Gerald Peters Contemporary is pleased to present What water remembers, a new exhibition by multidisciplinary artist Steven J. Yazzie. Interested in exploring the convergence of land, water, and cultural memory, the exhibition draws upon the artist’s personal history and immersive experiences in the desert southwest.

Included in the exhibition will be two new abstract landscapes and a single digital composite photograph accompanied by a suite of watercolors from the artist’s newest series, Drifting and painting: San Juan river. Created en plein air while Yazzie floated down the San Juan River through the Goosenecks and Glen Canyon Recreation Area, Utah, the series of twelve watercolors and corresponding film debut with the exhibition.

This stretch of the San Juan river flows through politically and spiritually charged geography. Here the river divides the Navajo Reservation and public federal lands, weaving through locations marked with historical tension and natural beauty.

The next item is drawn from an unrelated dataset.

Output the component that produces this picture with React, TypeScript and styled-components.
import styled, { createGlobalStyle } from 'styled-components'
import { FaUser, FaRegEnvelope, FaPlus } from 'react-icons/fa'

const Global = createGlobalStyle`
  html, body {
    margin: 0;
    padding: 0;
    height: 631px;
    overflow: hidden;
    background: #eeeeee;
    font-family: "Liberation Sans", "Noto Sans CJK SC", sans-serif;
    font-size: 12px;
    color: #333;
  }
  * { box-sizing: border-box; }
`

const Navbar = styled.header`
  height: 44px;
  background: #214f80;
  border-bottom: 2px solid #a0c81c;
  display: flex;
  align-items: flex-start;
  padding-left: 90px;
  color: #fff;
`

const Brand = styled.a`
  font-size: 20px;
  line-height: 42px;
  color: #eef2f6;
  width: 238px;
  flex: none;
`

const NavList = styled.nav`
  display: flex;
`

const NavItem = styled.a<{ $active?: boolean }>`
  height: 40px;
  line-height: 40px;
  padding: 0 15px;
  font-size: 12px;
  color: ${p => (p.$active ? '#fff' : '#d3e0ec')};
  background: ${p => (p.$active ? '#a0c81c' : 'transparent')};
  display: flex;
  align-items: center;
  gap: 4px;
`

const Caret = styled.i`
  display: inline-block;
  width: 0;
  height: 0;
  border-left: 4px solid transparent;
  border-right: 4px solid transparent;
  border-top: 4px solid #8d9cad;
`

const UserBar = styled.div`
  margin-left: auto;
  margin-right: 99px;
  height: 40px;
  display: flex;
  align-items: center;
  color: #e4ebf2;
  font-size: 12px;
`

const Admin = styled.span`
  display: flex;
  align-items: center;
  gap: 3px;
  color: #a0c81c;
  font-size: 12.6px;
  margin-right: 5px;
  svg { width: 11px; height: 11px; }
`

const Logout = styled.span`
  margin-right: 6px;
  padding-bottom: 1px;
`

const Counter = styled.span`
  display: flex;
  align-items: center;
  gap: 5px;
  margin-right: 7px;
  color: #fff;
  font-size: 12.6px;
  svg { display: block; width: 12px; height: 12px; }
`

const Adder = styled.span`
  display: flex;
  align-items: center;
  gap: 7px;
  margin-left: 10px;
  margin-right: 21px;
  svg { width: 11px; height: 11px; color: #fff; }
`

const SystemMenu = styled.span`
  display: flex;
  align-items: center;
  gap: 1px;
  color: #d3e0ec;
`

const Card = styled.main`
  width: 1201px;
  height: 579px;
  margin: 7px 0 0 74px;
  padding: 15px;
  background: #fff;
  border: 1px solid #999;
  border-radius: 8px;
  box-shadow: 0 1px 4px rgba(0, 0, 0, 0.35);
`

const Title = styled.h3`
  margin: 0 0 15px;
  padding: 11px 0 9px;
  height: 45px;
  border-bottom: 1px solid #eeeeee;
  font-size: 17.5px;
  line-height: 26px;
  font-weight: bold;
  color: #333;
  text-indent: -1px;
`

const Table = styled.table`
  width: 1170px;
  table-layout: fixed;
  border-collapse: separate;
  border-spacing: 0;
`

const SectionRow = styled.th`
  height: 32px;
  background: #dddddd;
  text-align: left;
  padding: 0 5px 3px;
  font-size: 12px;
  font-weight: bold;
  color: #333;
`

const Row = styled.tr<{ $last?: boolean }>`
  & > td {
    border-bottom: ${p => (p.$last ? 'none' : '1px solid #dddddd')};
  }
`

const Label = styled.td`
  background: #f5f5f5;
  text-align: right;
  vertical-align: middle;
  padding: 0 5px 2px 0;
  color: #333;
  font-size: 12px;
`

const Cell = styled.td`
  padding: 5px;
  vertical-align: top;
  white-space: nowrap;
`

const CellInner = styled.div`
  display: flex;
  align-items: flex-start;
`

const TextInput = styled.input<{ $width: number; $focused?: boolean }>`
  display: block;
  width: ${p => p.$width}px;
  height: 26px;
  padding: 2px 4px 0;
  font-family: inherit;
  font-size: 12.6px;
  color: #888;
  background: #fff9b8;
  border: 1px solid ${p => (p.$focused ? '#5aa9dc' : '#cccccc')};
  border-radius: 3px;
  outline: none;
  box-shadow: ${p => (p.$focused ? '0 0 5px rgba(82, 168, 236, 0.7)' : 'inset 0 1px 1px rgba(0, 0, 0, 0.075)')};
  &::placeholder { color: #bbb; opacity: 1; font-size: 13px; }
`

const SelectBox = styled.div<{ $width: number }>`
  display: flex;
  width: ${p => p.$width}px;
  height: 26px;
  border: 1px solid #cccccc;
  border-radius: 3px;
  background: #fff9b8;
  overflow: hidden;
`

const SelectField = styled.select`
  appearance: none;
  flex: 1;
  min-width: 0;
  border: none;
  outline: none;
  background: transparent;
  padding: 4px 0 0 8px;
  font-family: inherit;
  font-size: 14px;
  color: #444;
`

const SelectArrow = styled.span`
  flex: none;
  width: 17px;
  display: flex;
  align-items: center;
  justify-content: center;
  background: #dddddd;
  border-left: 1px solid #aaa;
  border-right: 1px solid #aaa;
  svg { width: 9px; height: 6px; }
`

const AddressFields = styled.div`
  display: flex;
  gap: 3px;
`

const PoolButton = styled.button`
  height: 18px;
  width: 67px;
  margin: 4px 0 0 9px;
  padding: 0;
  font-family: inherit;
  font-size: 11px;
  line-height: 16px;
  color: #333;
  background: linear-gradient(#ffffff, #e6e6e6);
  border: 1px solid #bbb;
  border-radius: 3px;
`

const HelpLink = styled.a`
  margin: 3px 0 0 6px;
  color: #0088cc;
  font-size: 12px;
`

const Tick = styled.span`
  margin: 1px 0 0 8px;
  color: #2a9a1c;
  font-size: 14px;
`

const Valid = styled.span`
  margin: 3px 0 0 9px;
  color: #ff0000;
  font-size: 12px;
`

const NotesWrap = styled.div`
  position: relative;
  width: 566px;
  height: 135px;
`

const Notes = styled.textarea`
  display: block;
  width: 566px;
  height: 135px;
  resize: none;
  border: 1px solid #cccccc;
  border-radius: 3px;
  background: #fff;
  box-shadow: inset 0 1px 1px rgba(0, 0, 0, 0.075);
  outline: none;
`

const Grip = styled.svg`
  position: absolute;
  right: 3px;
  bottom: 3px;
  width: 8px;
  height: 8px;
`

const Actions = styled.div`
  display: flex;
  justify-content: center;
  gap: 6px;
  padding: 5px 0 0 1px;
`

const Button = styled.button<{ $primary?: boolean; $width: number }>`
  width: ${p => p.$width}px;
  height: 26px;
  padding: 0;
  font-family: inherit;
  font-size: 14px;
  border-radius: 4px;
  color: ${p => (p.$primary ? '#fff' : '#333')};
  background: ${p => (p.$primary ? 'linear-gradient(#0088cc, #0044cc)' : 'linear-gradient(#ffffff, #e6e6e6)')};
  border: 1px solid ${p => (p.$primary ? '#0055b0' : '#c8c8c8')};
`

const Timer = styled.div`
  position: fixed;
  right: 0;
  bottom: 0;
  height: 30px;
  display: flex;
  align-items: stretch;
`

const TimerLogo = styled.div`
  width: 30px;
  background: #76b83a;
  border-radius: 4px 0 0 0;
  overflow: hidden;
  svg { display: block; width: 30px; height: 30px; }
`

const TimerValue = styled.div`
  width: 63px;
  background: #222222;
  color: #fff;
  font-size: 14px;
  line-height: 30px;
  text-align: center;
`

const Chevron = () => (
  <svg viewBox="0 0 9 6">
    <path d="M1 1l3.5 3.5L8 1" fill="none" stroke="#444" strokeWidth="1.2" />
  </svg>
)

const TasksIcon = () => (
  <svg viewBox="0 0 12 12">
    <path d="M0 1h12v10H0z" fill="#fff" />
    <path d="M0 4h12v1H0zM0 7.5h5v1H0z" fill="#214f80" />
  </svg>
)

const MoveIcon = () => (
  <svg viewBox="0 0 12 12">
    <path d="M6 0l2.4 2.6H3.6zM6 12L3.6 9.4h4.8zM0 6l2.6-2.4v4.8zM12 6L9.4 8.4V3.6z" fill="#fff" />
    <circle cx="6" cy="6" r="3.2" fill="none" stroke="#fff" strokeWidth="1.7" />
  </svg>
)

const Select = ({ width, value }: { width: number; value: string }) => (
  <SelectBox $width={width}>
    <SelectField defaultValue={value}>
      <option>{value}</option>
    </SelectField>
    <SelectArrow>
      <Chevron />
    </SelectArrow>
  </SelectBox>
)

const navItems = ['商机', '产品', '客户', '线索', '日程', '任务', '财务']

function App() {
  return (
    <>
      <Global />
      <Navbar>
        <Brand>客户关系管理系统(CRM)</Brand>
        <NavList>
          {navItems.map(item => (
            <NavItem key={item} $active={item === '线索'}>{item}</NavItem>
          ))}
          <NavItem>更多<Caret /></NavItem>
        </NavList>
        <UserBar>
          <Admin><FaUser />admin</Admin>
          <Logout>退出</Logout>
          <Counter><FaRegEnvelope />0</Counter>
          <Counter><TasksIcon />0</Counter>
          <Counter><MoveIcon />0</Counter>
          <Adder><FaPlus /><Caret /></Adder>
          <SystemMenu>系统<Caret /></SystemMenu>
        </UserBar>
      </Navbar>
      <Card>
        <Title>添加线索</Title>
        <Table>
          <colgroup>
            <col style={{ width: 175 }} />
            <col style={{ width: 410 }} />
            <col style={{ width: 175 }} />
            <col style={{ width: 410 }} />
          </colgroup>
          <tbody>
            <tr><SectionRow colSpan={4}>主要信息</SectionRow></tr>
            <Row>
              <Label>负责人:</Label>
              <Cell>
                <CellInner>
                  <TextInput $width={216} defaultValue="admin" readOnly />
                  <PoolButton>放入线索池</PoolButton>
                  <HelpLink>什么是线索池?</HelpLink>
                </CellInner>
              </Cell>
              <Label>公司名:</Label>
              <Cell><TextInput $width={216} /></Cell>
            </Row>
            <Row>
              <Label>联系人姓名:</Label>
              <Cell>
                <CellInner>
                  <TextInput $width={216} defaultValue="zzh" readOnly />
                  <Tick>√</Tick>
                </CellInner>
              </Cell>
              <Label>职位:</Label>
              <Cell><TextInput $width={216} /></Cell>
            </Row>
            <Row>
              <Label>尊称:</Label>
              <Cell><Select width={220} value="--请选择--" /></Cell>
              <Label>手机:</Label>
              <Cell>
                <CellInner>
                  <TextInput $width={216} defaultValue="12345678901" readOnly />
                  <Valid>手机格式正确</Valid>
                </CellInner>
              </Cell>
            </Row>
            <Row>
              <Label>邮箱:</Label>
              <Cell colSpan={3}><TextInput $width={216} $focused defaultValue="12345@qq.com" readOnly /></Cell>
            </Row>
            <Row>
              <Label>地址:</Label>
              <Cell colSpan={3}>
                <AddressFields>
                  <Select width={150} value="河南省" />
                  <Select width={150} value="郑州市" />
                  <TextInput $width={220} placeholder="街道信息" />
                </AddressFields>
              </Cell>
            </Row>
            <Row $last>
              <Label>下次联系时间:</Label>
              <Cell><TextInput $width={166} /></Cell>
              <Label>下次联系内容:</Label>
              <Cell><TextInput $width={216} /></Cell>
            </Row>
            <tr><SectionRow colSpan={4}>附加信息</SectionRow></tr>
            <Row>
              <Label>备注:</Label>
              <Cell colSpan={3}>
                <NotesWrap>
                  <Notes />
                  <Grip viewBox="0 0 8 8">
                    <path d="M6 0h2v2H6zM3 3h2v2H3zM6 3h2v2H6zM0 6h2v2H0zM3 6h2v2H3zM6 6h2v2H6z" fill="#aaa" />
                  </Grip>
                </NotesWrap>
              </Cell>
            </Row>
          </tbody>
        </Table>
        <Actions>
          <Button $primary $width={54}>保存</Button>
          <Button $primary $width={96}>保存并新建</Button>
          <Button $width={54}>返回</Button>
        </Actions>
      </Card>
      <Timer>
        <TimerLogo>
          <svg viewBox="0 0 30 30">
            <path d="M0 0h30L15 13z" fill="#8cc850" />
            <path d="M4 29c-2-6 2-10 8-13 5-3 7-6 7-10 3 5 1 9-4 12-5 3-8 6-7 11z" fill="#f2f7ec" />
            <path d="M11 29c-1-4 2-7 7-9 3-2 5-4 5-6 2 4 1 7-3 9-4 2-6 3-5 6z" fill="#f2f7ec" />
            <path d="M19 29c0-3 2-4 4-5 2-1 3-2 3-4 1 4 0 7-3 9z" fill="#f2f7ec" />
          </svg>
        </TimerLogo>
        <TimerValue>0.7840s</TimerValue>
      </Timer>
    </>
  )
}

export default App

Yazzie’s process of drifting while painting merges movement with mark-making, allowing the water’s rhythm to influence form, gesture, and palette. The resulting works are contemplative meditations on presence, mobility, and the stories landscapes carry.

Through abstraction and site-responsive practice, What water remembers invites viewers to consider the layered histories embedded in the land and ask: what does the river hold, and what does it release?